After exploring the pictures and discussing the monuments, the National Zoo, and the museums, we read from one of the books I checked out of the library – This is Washington DC. The book was pretty wordy and dated (I didn’t realize until later is was published in 1969). The kids didn’t really care for it right from the second sentence, which was “Situated on the Potomac River, it is a city of parks whose broad avenues, reminiscent of Paris, are lined with severe white porticoes of classic Roman dignity.” I was met with two, almost identical blank stares after reading that one. So we mainly just skimmed through that book. (just wanted to add, that evidently the book has been updated some, I just happened to get a copy of the original).

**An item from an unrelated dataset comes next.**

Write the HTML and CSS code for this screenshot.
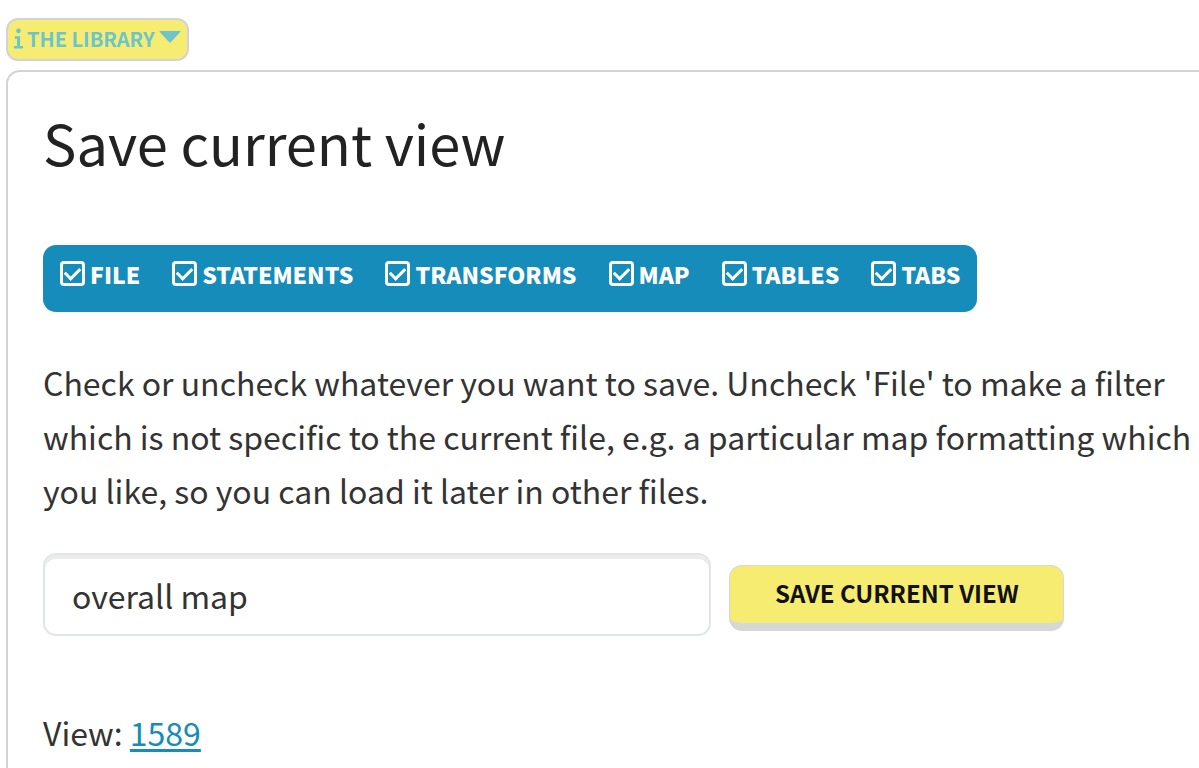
FILE: index.html
```html
<!DOCTYPE html>
<html lang="en">
<head>
<meta charset="utf-8">
<title>Save current view</title>
<link rel="stylesheet" href="styles.css">
</head>
<body>
<button class="library" type="button">
  <svg class="library-info" viewBox="0 0 10 24" aria-hidden="true"><circle cx="5" cy="3" r="2.600"/><path d="M1 9h5.800v10.800H10v2.800H0v-2.800h3.400v-8H1z"/></svg>
  <span>THE LIBRARY</span>
  <svg class="library-caret" viewBox="0 0 22 12" aria-hidden="true"><path d="M1 0h20q1 .3.3 1.100L12 11q-1 1-2 0L.7 1.100Q0 .3 1 0z"/></svg>
</button>
<main class="panel">
  <h1 class="title">Save current view</h1>
  <div class="toggles">
    <label class="toggle"><input class="check" type="checkbox" checked><span>FILE</span></label>
    <label class="toggle"><input class="check" type="checkbox" checked><span>STATEMENTS</span></label>
    <label class="toggle"><input class="check" type="checkbox" checked><span>TRANSFORMS</span></label>
    <label class="toggle"><input class="check" type="checkbox" checked><span>MAP</span></label>
    <label class="toggle"><input class="check" type="checkbox" checked><span>TABLES</span></label>
    <label class="toggle"><input class="check" type="checkbox" checked><span>TABS</span></label>
  </div>
  <p class="text">Check or uncheck whatever you want to save. Uncheck 'File' to make a filter which is not specific to the current file, e.g. a particular map formatting which you like, so you can load it later in other files.</p>
  <form class="save-form">
    <input class="name" type="text" value="overall map" aria-label="View name">
    <button class="save" type="button">SAVE CURRENT VIEW</button>
  </form>
  <p class="text">View: <a class="link" href="#1589">1589</a></p>
</main>
</body>
</html>
```

FILE: styles.css
```css
* {
  box-sizing: border-box;
}

html {
  overflow: hidden;
}

body {
  margin: 0;
  padding: 18px 0 0 6px;
  background: #fff;
  color: #333;
  font-family: "Noto Sans CJK SC", "Noto Sans", sans-serif;
}

.library {
  display: flex;
  align-items: center;
  gap: 4px;
  height: 43px;
  padding: 0 6px;
  border: 2px solid #d3d3d3;
  border-radius: 12px;
  background: #f6ec72;
  color: #6cc5cc;
  font: bold 20px/36px "Noto Sans CJK SC", "Noto Sans", sans-serif;
}

.library span {
  padding-bottom: 2px;
}

.library svg {
  fill: currentColor;
}

.library-info {
  width: 9px;
  height: 24px;
  margin-bottom: 2px;
}

.library-caret {
  width: 22px;
  height: 12px;
  margin-bottom: 6px;
}

.panel {
  margin-top: 9px;
  padding: 31px 0 36px 35px;
  border: 2px solid #d3d3d3;
  border-right: 0;
  border-bottom: 0;
  border-radius: 14px 0 0 0;
}

.title {
  margin: 0 0 65px;
  color: #222;
  font-size: 56px;
  font-weight: 400;
  line-height: 77px;
}

.toggles {
  display: flex;
  gap: 32px;
  width: fit-content;
  height: 67px;
  margin-bottom: 43px;
  padding: 12px 17px 0 17px;
  border-radius: 13px;
  background: #158cba;
  color: #fff;
  font-size: 23px;
  font-weight: 900;
  line-height: 34px;
}

.toggle {
  display: flex;
  gap: 5px;
  height: 36px;
}

.check {
  appearance: none;
  display: grid;
  place-items: center;
  width: 25px;
  height: 25px;
  margin: 4px 0 0;
  border: 3px solid #fff;
  border-radius: 4px;
}

.check:checked::before {
  content: "";
  width: 12px;
  height: 7px;
  margin-bottom: 4px;
  border: solid #fff;
  border-width: 0 0 3px 3px;
  rotate: -45deg;
}

.text {
  margin: 0;
  font-size: 32px;
  line-height: 54px;
}

.save-form {
  display: flex;
  align-items: center;
  gap: 18px;
  margin: 36px 0 69px;
}

.name {
  width: 668px;
  height: 83px;
  padding: 0 27px;
  border: 2px solid #e2e5e8;
  border-radius: 13px;
  background: #fff;
  box-shadow: inset 0 4px 0 #ebebeb;
  color: #333;
  font: 32px/54px "Noto Sans CJK SC", "Noto Sans", sans-serif;
}

.save {
  height: 66px;
  margin-top: 6px;
  padding: 0 44px 3px 45px;
  border: 1px solid #d7d7d7;
  border-bottom-width: 8px;
  border-radius: 13px;
  background: #f6ec72;
  color: #111;
  font: bold 24px/36px "Noto Sans CJK SC", "Noto Sans", sans-serif;
}

.link {
  color: #158cba;
  text-decoration-thickness: 3px;
  text-underline-offset: 3px;
}
```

Our other selection, the kids enjoyed more. District of Columbia: The Nation’s Capital from the Our Amazing States series. The information was much more understandable and the book was illustrated with photographs.
The last book we used was our copy of the National Geographic Kids Ultimate US Road Trip Atlas. Georgie was able to read this one out loud to Vicki and I, which definitely helps him pay attention.
As part of our US study, we learned about some of the symbols of the United States. I recently ordered Studies Weekly to bring some social studies into our days. The first week was about the symbols of the US and the Pledge of Allegiance. The kids are somewhat familiar with the Pledge since we say it at the beginning of our 4-H club meetings.
The teachers guide that came along with the subscription had wonderful ideas for ways to expand the lesson. Including vocabulary and word walls, writing suggestions, and group projects.
We used the Studies Weekly Big Issue to go over the definitions of republic, indivisible, liberty, justice, honesty and pledge. We learned about the Bald Eagle being a symbol of the US, and about how to treat the flag.
I taught the kids how to fold the flag on one of our small display flags from the Fourth of July.
We finished up with Georgie reviewing the vocabulary words by doing a crossword puzzle from the student edition, using the Big Issue as a guide for the answers.
Our first official state will be our home state of New Jersey.